• [DIRECTIVE]: In the copy, keep every record exact and leave out all images.

• [ENTRIES PROVIDED]:
——

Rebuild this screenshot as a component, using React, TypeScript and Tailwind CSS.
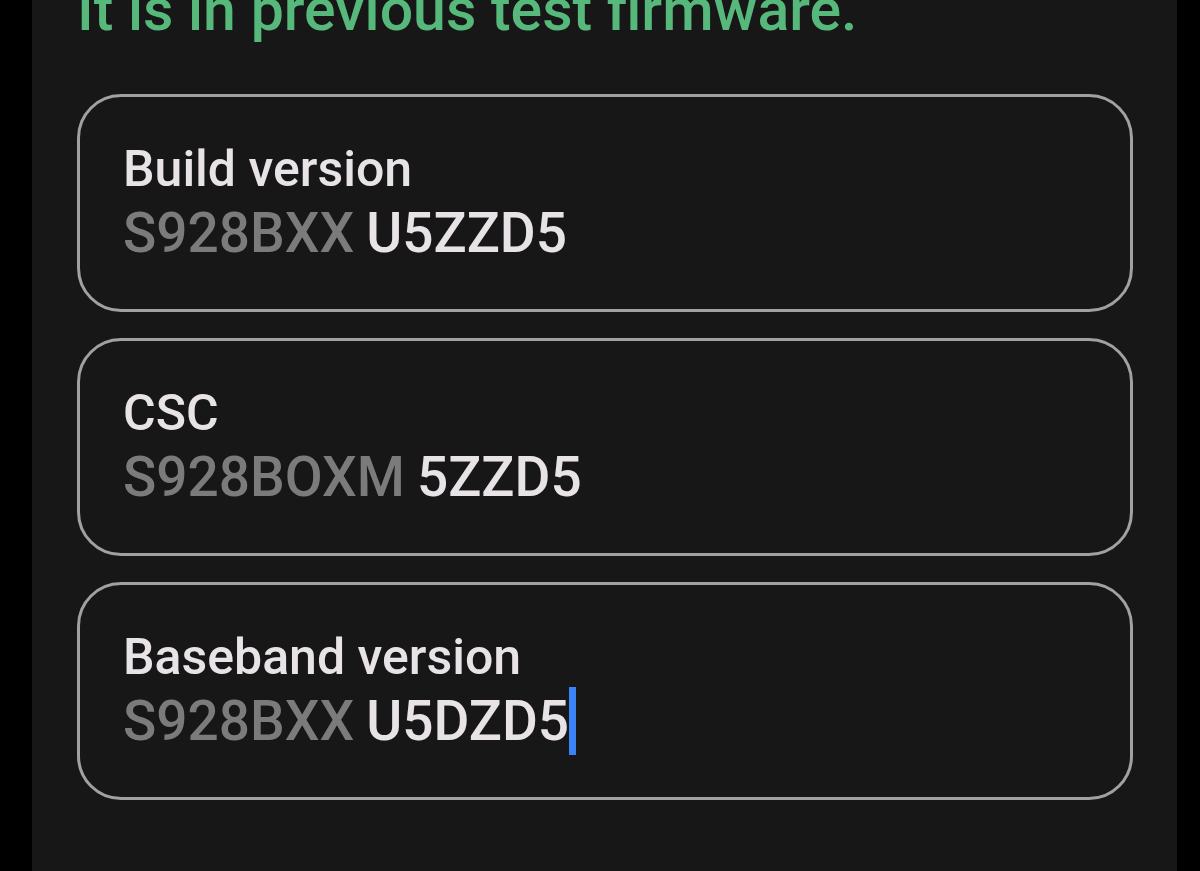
type Field = {
  id: string;
  label: string;
  prefix: string;
  value: string;
  active?: boolean;
};

const fields: Field[] = [
  { id: "build", label: "Build version", prefix: "S928BXX", value: "U5ZZD5" },
  { id: "csc", label: "CSC", prefix: "S928BOXM", value: "5ZZD5" },
  { id: "baseband", label: "Baseband version", prefix: "S928BXX", value: "U5DZD5", active: true },
];

function VersionField({ id, label, prefix, value, active }: Field) {
  return (
    <div className="rounded-[44px] border-3 border-[#a2a1a2] px-[43px] pt-10 pb-11">
      <label htmlFor={id} className="block text-[50px] leading-16 font-medium text-[#e8e3e7]">
        {label}
      </label>
      <div className="flex h-16 items-center text-[55px] leading-16">
        <span className="font-medium text-[#7b7b7b]">{prefix}</span>
        <input
          id={id}
          type="text"
          defaultValue={value}
          spellCheck={false}
          className="ml-3 field-sizing-content h-16 bg-transparent p-0 font-medium text-[#e8e3e7] caret-transparent outline-none"
        />
        {active && <span aria-hidden="true" className="h-[68px] w-[7px] shrink-0 bg-[#3b82f6]" />}
      </div>
    </div>
  );
}

export default function App() {
  return (
    <div className="min-h-screen bg-black pr-[23px] pl-8 font-['Roboto',sans-serif]">
      <main className="min-h-screen overflow-hidden bg-[#171717] pr-11 pl-[45px]">
        <h1 className="-mt-[22px] text-[59px] leading-16 font-medium whitespace-nowrap text-[#57b87b]">
          It is in previous test firmware.
        </h1>
        <form className="mt-[52px] flex flex-col gap-[26px] pb-[72px]">
          {fields.map((field) => (
            <VersionField key={field.id} {...field} />
          ))}
        </form>
      </main>
    </div>
  );
}
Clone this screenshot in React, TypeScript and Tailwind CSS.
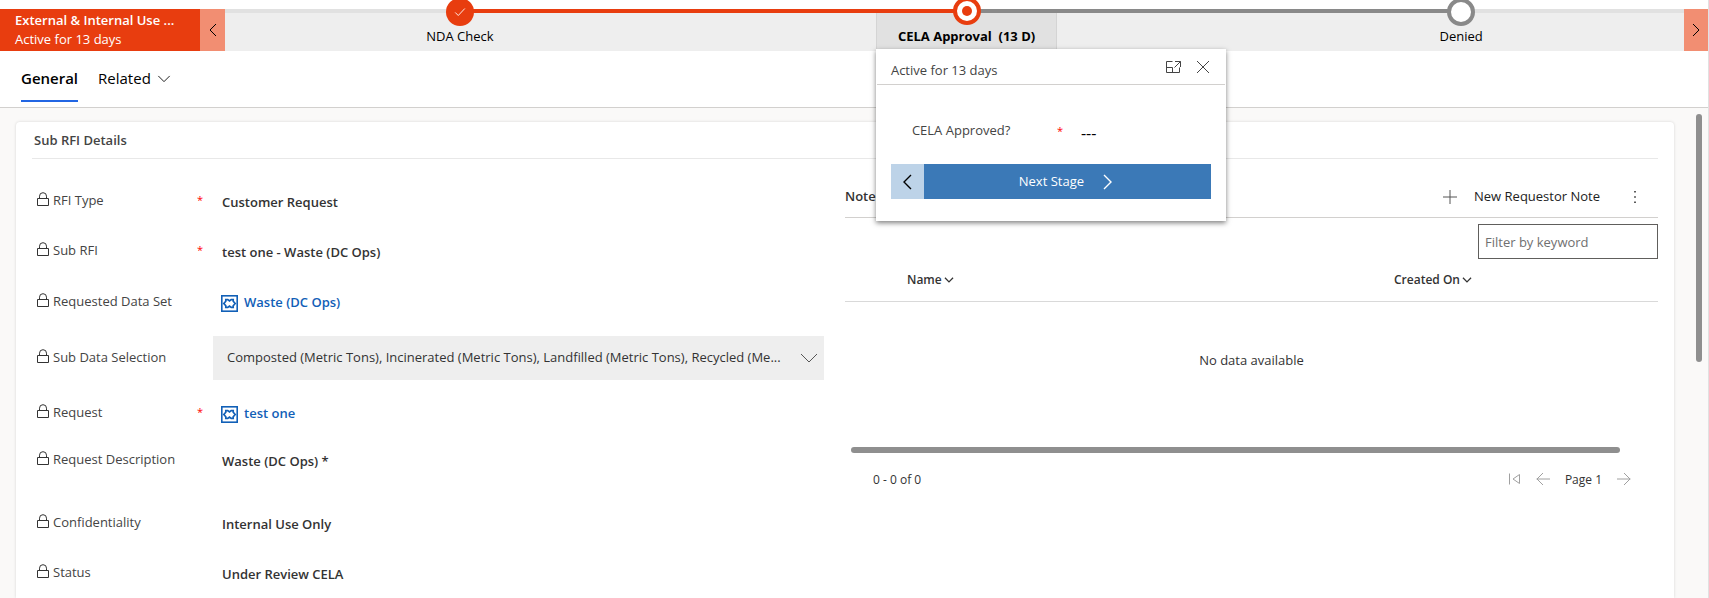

——

• [TASK OUTPUT]:
Rebuild this screenshot as a component, using React, TypeScript and Tailwind CSS.
type Field = {
  id: string;
  label: string;
  prefix: string;
  value: string;
  active?: boolean;
};

const fields: Field[] = [
  { id: "build", label: "Build version", prefix: "S928BXX", value: "U5ZZD5" },
  { id: "csc", label: "CSC", prefix: "S928BOXM", value: "5ZZD5" },
  { id: "baseband", label: "Baseband version", prefix: "S928BXX", value: "U5DZD5", active: true },
];

function VersionField({ id, label, prefix, value, active }: Field) {
  return (
    <div className="rounded-[44px] border-3 border-[#a2a1a2] px-[43px] pt-10 pb-11">
      <label htmlFor={id} className="block text-[50px] leading-16 font-medium text-[#e8e3e7]">
        {label}
      </label>
      <div className="flex h-16 items-center text-[55px] leading-16">
        <span className="font-medium text-[#7b7b7b]">{prefix}</span>
        <input
          id={id}
          type="text"
          defaultValue={value}
          spellCheck={false}
          className="ml-3 field-sizing-content h-16 bg-transparent p-0 font-medium text-[#e8e3e7] caret-transparent outline-none"
        />
        {active && <span aria-hidden="true" className="h-[68px] w-[7px] shrink-0 bg-[#3b82f6]" />}
      </div>
    </div>
  );
}

export default function App() {
  return (
    <div className="min-h-screen bg-black pr-[23px] pl-8 font-['Roboto',sans-serif]">
      <main className="min-h-screen overflow-hidden bg-[#171717] pr-11 pl-[45px]">
        <h1 className="-mt-[22px] text-[59px] leading-16 font-medium whitespace-nowrap text-[#57b87b]">
          It is in previous test firmware.
        </h1>
        <form className="mt-[52px] flex flex-col gap-[26px] pb-[72px]">
          {fields.map((field) => (
            <VersionField key={field.id} {...field} />
          ))}
        </form>
      </main>
    </div>
  );
}
Clone this screenshot in React, TypeScript and Tailwind CSS.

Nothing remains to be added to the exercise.